──────── Information given ────────

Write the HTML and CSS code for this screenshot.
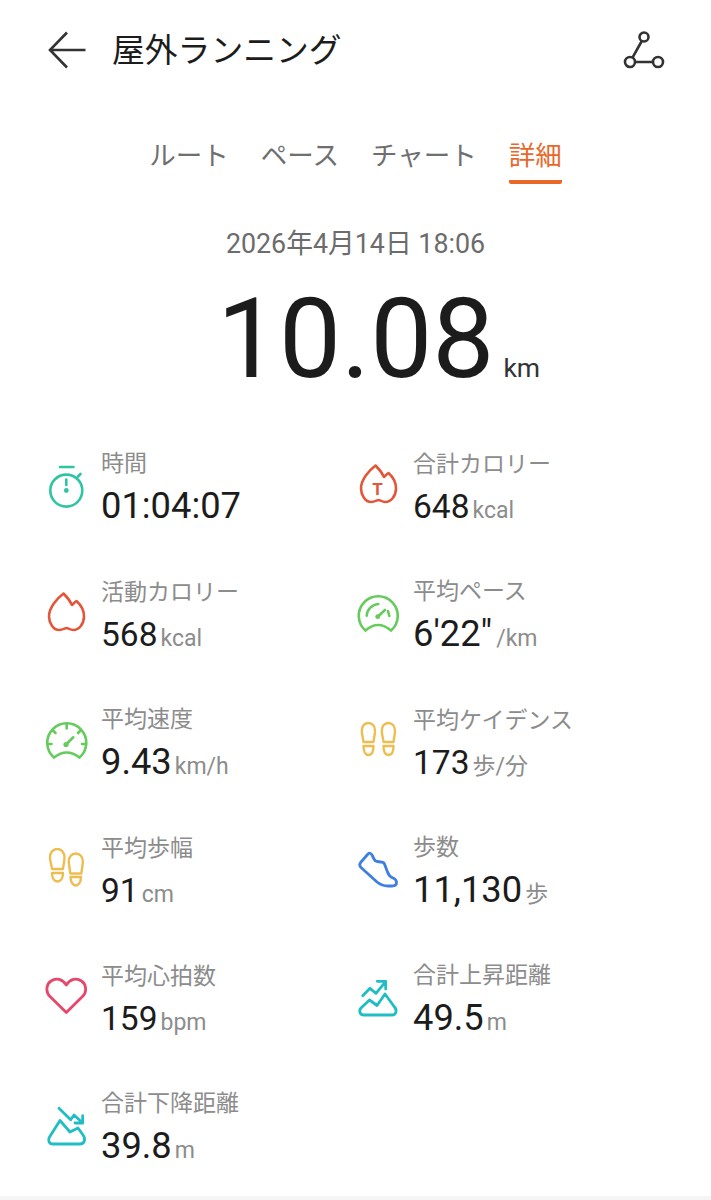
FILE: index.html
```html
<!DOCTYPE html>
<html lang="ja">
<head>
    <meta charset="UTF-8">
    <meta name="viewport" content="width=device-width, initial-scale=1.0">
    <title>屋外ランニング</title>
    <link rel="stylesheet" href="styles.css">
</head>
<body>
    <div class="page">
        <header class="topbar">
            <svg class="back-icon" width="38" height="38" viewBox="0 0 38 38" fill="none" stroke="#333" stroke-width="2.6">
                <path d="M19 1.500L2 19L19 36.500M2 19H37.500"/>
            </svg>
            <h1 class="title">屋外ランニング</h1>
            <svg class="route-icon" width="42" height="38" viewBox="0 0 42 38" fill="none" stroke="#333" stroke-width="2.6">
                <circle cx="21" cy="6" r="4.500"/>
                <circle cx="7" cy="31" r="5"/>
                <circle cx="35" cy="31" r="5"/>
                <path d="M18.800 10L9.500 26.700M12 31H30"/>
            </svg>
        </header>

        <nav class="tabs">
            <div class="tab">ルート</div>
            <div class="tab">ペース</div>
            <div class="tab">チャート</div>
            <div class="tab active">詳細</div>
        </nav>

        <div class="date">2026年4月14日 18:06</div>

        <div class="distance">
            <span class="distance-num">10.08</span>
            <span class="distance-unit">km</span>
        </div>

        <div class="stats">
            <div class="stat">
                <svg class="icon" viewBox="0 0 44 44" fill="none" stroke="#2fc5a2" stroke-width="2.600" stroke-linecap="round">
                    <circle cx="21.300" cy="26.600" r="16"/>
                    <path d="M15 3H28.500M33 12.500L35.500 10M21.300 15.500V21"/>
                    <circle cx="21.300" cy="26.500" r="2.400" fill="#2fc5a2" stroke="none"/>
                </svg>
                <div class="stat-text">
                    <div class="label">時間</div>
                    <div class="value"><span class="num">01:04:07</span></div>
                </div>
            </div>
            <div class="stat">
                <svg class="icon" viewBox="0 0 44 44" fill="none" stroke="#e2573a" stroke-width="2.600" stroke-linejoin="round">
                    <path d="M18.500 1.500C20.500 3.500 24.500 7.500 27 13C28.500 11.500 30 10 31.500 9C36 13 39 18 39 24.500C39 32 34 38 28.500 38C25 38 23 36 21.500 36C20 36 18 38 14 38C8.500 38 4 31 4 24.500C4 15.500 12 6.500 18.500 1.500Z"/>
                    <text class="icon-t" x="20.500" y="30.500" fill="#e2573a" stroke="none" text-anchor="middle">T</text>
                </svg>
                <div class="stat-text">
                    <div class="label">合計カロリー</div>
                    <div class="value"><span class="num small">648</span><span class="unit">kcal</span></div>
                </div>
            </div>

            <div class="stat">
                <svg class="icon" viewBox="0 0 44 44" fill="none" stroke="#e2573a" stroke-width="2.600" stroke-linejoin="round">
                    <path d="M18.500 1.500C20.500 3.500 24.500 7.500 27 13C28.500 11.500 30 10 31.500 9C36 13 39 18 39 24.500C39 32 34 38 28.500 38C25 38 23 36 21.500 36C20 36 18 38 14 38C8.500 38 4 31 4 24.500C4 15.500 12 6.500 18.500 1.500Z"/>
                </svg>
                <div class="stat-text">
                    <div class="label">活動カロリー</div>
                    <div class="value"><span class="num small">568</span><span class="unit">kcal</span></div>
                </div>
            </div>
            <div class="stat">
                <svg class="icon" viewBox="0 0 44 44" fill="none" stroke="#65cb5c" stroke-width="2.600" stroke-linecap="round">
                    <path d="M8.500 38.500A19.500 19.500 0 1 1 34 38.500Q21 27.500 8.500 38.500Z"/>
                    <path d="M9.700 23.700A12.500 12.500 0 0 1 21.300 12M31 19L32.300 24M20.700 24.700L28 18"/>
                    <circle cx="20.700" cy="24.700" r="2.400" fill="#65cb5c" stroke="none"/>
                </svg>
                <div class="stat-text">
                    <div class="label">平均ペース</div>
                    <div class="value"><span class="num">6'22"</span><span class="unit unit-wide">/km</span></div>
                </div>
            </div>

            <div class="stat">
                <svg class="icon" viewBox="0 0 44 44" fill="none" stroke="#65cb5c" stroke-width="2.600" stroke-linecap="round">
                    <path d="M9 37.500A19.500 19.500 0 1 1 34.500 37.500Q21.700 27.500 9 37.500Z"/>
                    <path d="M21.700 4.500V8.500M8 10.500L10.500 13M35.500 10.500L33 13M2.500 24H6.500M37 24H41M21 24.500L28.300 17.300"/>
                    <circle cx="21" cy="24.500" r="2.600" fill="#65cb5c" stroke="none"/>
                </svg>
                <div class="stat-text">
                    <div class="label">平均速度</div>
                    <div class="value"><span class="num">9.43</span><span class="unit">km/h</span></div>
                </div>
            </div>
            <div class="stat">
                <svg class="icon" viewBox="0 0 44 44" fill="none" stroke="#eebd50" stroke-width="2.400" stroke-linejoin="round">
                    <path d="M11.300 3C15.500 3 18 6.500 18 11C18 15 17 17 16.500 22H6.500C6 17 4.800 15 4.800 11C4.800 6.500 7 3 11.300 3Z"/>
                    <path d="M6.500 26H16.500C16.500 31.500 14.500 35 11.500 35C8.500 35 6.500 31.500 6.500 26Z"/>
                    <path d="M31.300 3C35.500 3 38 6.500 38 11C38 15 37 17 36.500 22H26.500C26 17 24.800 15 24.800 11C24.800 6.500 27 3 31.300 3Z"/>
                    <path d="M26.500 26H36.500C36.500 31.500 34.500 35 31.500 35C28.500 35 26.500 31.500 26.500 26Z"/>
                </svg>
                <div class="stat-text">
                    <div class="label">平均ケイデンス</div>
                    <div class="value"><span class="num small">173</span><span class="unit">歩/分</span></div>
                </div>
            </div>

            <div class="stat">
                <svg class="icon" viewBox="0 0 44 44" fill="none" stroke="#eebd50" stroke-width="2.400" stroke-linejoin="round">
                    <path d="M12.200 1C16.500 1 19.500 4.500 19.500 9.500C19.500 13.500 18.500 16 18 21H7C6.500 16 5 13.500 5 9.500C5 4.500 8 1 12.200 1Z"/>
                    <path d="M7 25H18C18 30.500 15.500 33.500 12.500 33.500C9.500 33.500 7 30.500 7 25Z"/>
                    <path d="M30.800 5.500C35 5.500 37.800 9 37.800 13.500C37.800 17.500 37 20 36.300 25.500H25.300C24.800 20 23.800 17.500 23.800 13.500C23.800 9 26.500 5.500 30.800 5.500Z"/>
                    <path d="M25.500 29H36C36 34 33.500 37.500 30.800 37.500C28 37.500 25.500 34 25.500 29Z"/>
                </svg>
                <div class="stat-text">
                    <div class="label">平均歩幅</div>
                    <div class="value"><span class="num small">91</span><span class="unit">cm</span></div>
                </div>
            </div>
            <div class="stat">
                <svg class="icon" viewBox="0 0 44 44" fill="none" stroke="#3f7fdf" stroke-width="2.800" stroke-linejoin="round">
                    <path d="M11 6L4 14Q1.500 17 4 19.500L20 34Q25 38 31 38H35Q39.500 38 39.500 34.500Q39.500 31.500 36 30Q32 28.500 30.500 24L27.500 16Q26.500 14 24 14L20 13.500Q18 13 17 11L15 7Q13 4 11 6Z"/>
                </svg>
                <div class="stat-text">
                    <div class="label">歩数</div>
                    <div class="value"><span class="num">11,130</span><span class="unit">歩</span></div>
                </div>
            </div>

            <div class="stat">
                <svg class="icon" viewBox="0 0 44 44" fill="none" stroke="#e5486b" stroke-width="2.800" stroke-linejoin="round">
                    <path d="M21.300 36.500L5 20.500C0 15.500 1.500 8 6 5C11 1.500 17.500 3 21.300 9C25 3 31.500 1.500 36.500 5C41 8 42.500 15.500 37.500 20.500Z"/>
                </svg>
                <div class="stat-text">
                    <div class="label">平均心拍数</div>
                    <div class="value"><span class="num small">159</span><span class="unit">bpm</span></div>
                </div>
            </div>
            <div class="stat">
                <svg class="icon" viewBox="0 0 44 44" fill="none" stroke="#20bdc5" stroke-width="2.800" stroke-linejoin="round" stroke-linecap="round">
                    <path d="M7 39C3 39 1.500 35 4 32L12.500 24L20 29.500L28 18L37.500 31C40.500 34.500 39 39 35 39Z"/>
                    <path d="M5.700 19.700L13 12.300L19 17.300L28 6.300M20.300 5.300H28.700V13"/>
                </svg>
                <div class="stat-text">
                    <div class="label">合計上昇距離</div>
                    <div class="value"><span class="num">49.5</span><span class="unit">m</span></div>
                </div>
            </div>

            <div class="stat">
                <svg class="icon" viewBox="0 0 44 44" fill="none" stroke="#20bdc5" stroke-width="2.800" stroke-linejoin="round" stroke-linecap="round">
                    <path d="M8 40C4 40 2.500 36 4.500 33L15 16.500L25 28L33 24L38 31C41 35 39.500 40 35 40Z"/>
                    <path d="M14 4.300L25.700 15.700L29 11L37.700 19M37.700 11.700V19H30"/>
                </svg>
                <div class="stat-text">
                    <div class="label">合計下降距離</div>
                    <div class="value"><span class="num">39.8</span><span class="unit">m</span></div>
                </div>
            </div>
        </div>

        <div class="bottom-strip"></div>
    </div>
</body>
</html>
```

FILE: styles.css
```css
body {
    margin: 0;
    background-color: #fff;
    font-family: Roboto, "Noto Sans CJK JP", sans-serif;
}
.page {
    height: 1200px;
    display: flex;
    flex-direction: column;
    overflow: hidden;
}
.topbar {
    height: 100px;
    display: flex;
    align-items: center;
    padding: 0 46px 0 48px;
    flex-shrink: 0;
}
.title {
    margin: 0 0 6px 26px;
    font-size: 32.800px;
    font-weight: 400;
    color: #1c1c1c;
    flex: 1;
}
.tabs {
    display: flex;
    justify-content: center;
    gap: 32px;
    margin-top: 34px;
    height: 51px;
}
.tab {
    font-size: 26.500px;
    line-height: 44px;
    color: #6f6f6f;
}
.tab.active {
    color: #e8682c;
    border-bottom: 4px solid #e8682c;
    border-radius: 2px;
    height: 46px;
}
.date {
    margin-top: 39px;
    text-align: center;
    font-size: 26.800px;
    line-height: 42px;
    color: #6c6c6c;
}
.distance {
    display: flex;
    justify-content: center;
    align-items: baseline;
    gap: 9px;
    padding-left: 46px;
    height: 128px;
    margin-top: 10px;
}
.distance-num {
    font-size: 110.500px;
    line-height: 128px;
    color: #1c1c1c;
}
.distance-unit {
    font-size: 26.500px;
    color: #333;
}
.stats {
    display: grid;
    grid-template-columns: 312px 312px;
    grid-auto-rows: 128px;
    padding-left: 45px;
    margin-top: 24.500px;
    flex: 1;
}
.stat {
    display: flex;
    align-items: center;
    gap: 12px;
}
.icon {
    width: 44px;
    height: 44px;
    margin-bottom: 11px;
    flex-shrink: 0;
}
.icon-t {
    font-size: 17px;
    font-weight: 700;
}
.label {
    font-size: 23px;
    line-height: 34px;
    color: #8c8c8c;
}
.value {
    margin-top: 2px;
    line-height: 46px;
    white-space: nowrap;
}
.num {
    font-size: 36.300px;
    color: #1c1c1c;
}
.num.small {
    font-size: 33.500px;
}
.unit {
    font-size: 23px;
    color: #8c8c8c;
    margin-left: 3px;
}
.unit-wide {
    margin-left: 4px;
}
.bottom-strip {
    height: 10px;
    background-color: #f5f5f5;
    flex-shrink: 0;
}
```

────────
──────── Information given ────────

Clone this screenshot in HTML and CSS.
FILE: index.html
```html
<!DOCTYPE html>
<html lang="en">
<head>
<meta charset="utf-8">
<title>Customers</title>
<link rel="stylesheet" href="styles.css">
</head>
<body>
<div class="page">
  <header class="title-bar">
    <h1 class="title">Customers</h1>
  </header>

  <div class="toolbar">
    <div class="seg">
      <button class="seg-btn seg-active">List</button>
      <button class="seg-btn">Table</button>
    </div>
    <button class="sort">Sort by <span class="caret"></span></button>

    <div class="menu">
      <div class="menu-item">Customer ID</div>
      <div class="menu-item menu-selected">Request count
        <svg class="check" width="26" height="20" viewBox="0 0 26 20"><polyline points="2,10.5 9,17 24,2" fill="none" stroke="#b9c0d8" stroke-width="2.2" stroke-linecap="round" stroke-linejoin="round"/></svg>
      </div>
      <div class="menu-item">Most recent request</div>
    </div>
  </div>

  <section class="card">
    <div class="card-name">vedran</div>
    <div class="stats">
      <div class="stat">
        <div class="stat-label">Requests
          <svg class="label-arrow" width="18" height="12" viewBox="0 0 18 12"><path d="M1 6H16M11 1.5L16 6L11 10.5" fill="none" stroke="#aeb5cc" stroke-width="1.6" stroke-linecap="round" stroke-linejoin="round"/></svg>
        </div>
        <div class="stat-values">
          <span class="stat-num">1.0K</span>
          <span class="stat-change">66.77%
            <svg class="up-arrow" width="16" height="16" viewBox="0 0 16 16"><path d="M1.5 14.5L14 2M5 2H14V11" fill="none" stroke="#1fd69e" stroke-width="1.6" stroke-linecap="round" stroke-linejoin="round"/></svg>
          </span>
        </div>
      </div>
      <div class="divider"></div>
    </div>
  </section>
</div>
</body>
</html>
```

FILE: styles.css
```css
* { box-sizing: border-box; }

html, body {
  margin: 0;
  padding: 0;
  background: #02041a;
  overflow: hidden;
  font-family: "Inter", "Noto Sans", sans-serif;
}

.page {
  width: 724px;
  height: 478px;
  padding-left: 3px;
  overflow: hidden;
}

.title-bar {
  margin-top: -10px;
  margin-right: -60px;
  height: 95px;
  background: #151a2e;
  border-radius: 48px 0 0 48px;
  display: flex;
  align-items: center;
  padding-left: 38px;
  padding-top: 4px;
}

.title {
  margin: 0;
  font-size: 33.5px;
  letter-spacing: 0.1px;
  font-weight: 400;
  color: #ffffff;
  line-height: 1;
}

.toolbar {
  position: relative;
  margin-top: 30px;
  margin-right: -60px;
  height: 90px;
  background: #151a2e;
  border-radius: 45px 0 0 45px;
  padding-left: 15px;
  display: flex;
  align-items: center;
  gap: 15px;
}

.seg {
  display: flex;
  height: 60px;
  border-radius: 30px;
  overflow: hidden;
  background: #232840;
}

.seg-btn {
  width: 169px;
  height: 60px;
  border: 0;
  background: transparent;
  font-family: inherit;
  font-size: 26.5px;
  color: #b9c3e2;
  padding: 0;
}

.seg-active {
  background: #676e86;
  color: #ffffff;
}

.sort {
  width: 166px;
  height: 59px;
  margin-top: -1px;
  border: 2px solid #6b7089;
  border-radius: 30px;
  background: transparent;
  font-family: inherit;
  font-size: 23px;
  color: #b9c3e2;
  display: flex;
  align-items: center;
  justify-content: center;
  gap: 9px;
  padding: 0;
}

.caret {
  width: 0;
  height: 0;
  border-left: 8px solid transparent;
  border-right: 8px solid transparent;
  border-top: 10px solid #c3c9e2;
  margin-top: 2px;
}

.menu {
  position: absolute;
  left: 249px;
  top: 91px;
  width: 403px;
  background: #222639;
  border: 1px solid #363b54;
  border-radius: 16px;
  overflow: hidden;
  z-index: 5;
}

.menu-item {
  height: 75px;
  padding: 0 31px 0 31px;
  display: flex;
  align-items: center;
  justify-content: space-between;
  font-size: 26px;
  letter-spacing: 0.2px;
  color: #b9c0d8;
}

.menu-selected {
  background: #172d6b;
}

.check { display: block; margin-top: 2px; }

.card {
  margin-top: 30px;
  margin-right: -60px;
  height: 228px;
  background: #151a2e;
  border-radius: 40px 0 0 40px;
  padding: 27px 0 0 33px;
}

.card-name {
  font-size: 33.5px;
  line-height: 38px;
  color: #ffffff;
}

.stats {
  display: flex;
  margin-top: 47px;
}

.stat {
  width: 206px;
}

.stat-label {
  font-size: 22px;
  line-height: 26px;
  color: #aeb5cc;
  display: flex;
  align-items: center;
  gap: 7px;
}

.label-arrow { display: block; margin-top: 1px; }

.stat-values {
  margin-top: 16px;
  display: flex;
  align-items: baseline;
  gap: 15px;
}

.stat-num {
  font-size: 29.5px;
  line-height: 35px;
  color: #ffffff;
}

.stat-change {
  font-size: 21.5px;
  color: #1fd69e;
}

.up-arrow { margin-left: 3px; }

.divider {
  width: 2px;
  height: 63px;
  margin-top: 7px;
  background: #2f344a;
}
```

────────

Count the lines above in which the word "screenshot" appears, then state only that count.

2